* start SUPPLIED MATERIAL *

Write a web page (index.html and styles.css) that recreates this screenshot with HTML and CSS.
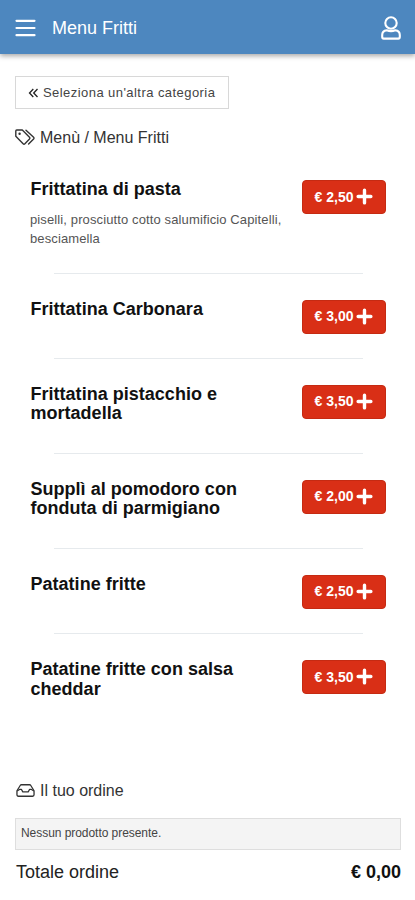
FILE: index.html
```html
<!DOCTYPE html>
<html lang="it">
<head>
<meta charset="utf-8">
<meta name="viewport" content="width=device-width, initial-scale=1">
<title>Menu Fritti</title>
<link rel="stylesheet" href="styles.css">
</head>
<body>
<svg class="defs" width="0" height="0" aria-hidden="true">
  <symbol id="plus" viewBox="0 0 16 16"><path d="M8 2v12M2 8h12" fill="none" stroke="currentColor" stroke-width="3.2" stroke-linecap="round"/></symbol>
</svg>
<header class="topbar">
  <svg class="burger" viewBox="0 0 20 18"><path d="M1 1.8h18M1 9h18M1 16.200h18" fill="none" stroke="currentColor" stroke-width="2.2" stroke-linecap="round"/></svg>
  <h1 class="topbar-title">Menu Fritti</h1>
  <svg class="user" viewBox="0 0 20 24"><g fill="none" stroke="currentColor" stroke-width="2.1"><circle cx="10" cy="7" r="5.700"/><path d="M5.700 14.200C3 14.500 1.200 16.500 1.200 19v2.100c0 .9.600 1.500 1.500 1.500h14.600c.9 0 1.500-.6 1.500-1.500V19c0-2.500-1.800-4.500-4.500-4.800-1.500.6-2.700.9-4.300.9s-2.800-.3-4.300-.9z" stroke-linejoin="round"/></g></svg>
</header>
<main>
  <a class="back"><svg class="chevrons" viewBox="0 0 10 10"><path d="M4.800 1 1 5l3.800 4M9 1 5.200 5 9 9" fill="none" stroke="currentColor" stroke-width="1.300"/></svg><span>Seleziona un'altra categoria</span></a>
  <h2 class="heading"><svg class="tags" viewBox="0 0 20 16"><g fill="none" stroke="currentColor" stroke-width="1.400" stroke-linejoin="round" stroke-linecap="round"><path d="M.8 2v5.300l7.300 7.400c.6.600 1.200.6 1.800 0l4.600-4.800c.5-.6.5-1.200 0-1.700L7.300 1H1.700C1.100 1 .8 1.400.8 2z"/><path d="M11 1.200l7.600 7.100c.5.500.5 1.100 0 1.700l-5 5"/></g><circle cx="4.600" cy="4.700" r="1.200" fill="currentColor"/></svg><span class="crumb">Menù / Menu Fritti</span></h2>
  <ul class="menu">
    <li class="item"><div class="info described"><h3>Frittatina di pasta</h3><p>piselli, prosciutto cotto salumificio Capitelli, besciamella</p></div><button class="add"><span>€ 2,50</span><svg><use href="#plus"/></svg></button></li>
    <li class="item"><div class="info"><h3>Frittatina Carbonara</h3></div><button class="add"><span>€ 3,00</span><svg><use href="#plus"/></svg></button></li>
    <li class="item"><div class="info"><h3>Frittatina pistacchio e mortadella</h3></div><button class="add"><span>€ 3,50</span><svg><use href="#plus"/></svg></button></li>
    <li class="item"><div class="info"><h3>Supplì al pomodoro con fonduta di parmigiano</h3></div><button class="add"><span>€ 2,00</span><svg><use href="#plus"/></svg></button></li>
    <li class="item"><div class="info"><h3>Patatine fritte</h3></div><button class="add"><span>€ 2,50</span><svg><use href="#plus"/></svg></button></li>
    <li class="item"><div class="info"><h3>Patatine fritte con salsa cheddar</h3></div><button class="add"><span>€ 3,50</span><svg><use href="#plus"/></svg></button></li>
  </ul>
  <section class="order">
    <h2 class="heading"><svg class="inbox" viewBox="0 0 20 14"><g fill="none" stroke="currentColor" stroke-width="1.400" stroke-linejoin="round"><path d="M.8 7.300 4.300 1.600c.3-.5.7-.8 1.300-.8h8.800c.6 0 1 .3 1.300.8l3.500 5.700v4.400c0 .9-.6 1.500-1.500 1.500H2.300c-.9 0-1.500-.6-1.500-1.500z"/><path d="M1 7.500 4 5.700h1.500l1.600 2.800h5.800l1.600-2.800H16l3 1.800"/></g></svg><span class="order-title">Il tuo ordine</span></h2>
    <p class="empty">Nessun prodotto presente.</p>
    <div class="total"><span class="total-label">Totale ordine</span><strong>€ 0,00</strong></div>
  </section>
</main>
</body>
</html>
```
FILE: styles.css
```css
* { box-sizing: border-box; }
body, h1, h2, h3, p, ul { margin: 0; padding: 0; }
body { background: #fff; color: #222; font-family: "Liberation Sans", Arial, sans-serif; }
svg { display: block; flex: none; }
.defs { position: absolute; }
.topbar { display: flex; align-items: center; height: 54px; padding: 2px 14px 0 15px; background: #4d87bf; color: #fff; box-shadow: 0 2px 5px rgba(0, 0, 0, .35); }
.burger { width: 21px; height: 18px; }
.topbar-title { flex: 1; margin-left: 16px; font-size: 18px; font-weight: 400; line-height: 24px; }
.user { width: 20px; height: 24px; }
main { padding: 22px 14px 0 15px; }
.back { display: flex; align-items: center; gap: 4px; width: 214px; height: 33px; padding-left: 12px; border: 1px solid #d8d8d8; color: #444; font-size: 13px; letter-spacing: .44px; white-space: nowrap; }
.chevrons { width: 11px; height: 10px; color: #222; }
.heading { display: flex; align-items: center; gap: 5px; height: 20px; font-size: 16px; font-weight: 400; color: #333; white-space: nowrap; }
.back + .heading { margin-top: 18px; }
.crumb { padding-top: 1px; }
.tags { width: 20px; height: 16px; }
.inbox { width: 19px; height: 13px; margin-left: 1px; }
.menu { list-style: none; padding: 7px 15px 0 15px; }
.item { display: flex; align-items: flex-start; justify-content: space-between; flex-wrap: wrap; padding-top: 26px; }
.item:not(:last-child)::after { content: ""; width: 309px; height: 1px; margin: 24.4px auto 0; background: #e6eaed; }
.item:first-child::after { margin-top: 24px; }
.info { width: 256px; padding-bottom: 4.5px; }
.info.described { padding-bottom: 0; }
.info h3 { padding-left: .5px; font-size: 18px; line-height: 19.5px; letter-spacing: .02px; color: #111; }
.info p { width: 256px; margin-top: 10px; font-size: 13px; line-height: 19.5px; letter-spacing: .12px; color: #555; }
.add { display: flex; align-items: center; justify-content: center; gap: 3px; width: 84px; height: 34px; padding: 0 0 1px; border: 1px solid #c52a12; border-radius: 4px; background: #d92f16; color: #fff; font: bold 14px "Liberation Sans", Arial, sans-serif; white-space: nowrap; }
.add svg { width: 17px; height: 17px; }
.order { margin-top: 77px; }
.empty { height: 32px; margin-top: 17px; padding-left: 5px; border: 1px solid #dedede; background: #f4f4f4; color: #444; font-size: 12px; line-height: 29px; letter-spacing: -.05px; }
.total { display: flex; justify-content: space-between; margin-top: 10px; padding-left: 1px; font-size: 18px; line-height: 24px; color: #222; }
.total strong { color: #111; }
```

* end SUPPLIED MATERIAL *

▶ [DIRECTIVE] Set down the complete material exactly, but do not include the images.

▶ [REPLY TO THE TASK]
Write a web page (index.html and styles.css) that recreates this screenshot with HTML and CSS.
FILE: index.html
```html
<!DOCTYPE html>
<html lang="it">
<head>
<meta charset="utf-8">
<meta name="viewport" content="width=device-width, initial-scale=1">
<title>Menu Fritti</title>
<link rel="stylesheet" href="styles.css">
</head>
<body>
<svg class="defs" width="0" height="0" aria-hidden="true">
  <symbol id="plus" viewBox="0 0 16 16"><path d="M8 2v12M2 8h12" fill="none" stroke="currentColor" stroke-width="3.2" stroke-linecap="round"/></symbol>
</svg>
<header class="topbar">
  <svg class="burger" viewBox="0 0 20 18"><path d="M1 1.8h18M1 9h18M1 16.200h18" fill="none" stroke="currentColor" stroke-width="2.2" stroke-linecap="round"/></svg>
  <h1 class="topbar-title">Menu Fritti</h1>
  <svg class="user" viewBox="0 0 20 24"><g fill="none" stroke="currentColor" stroke-width="2.1"><circle cx="10" cy="7" r="5.700"/><path d="M5.700 14.200C3 14.500 1.200 16.500 1.200 19v2.100c0 .9.600 1.500 1.500 1.500h14.600c.9 0 1.500-.6 1.500-1.500V19c0-2.500-1.800-4.500-4.500-4.800-1.500.6-2.700.9-4.300.9s-2.800-.3-4.300-.9z" stroke-linejoin="round"/></g></svg>
</header>
<main>
  <a class="back"><svg class="chevrons" viewBox="0 0 10 10"><path d="M4.800 1 1 5l3.800 4M9 1 5.200 5 9 9" fill="none" stroke="currentColor" stroke-width="1.300"/></svg><span>Seleziona un'altra categoria</span></a>
  <h2 class="heading"><svg class="tags" viewBox="0 0 20 16"><g fill="none" stroke="currentColor" stroke-width="1.400" stroke-linejoin="round" stroke-linecap="round"><path d="M.8 2v5.300l7.300 7.400c.6.600 1.200.6 1.800 0l4.600-4.800c.5-.6.5-1.200 0-1.700L7.300 1H1.700C1.100 1 .8 1.400.8 2z"/><path d="M11 1.200l7.600 7.100c.5.500.5 1.100 0 1.700l-5 5"/></g><circle cx="4.600" cy="4.700" r="1.200" fill="currentColor"/></svg><span class="crumb">Menù / Menu Fritti</span></h2>
  <ul class="menu">
    <li class="item"><div class="info described"><h3>Frittatina di pasta</h3><p>piselli, prosciutto cotto salumificio Capitelli, besciamella</p></div><button class="add"><span>€ 2,50</span><svg><use href="#plus"/></svg></button></li>
    <li class="item"><div class="info"><h3>Frittatina Carbonara</h3></div><button class="add"><span>€ 3,00</span><svg><use href="#plus"/></svg></button></li>
    <li class="item"><div class="info"><h3>Frittatina pistacchio e mortadella</h3></div><button class="add"><span>€ 3,50</span><svg><use href="#plus"/></svg></button></li>
    <li class="item"><div class="info"><h3>Supplì al pomodoro con fonduta di parmigiano</h3></div><button class="add"><span>€ 2,00</span><svg><use href="#plus"/></svg></button></li>
    <li class="item"><div class="info"><h3>Patatine fritte</h3></div><button class="add"><span>€ 2,50</span><svg><use href="#plus"/></svg></button></li>
    <li class="item"><div class="info"><h3>Patatine fritte con salsa cheddar</h3></div><button class="add"><span>€ 3,50</span><svg><use href="#plus"/></svg></button></li>
  </ul>
  <section class="order">
    <h2 class="heading"><svg class="inbox" viewBox="0 0 20 14"><g fill="none" stroke="currentColor" stroke-width="1.400" stroke-linejoin="round"><path d="M.8 7.300 4.300 1.600c.3-.5.7-.8 1.300-.8h8.800c.6 0 1 .3 1.300.8l3.500 5.700v4.400c0 .9-.6 1.500-1.500 1.500H2.300c-.9 0-1.500-.6-1.500-1.500z"/><path d="M1 7.500 4 5.700h1.500l1.600 2.800h5.800l1.600-2.800H16l3 1.800"/></g></svg><span class="order-title">Il tuo ordine</span></h2>
    <p class="empty">Nessun prodotto presente.</p>
    <div class="total"><span class="total-label">Totale ordine</span><strong>€ 0,00</strong></div>
  </section>
</main>
</body>
</html>
```
FILE: styles.css
```css
* { box-sizing: border-box; }
body, h1, h2, h3, p, ul { margin: 0; padding: 0; }
body { background: #fff; color: #222; font-family: "Liberation Sans", Arial, sans-serif; }
svg { display: block; flex: none; }
.defs { position: absolute; }
.topbar { display: flex; align-items: center; height: 54px; padding: 2px 14px 0 15px; background: #4d87bf; color: #fff; box-shadow: 0 2px 5px rgba(0, 0, 0, .35); }
.burger { width: 21px; height: 18px; }
.topbar-title { flex: 1; margin-left: 16px; font-size: 18px; font-weight: 400; line-height: 24px; }
.user { width: 20px; height: 24px; }
main { padding: 22px 14px 0 15px; }
.back { display: flex; align-items: center; gap: 4px; width: 214px; height: 33px; padding-left: 12px; border: 1px solid #d8d8d8; color: #444; font-size: 13px; letter-spacing: .44px; white-space: nowrap; }
.chevrons { width: 11px; height: 10px; color: #222; }
.heading { display: flex; align-items: center; gap: 5px; height: 20px; font-size: 16px; font-weight: 400; color: #333; white-space: nowrap; }
.back + .heading { margin-top: 18px; }
.crumb { padding-top: 1px; }
.tags { width: 20px; height: 16px; }
.inbox { width: 19px; height: 13px; margin-left: 1px; }
.menu { list-style: none; padding: 7px 15px 0 15px; }
.item { display: flex; align-items: flex-start; justify-content: space-between; flex-wrap: wrap; padding-top: 26px; }
.item:not(:last-child)::after { content: ""; width: 309px; height: 1px; margin: 24.4px auto 0; background: #e6eaed; }
.item:first-child::after { margin-top: 24px; }
.info { width: 256px; padding-bottom: 4.5px; }
.info.described { padding-bottom: 0; }
.info h3 { padding-left: .5px; font-size: 18px; line-height: 19.5px; letter-spacing: .02px; color: #111; }
.info p { width: 256px; margin-top: 10px; font-size: 13px; line-height: 19.5px; letter-spacing: .12px; color: #555; }
.add { display: flex; align-items: center; justify-content: center; gap: 3px; width: 84px; height: 34px; padding: 0 0 1px; border: 1px solid #c52a12; border-radius: 4px; background: #d92f16; color: #fff; font: bold 14px "Liberation Sans", Arial, sans-serif; white-space: nowrap; }
.add svg { width: 17px; height: 17px; }
.order { margin-top: 77px; }
.empty { height: 32px; margin-top: 17px; padding-left: 5px; border: 1px solid #dedede; background: #f4f4f4; color: #444; font-size: 12px; line-height: 29px; letter-spacing: -.05px; }
.total { display: flex; justify-content: space-between; margin-top: 10px; padding-left: 1px; font-size: 18px; line-height: 24px; color: #222; }
.total strong { color: #111; }
```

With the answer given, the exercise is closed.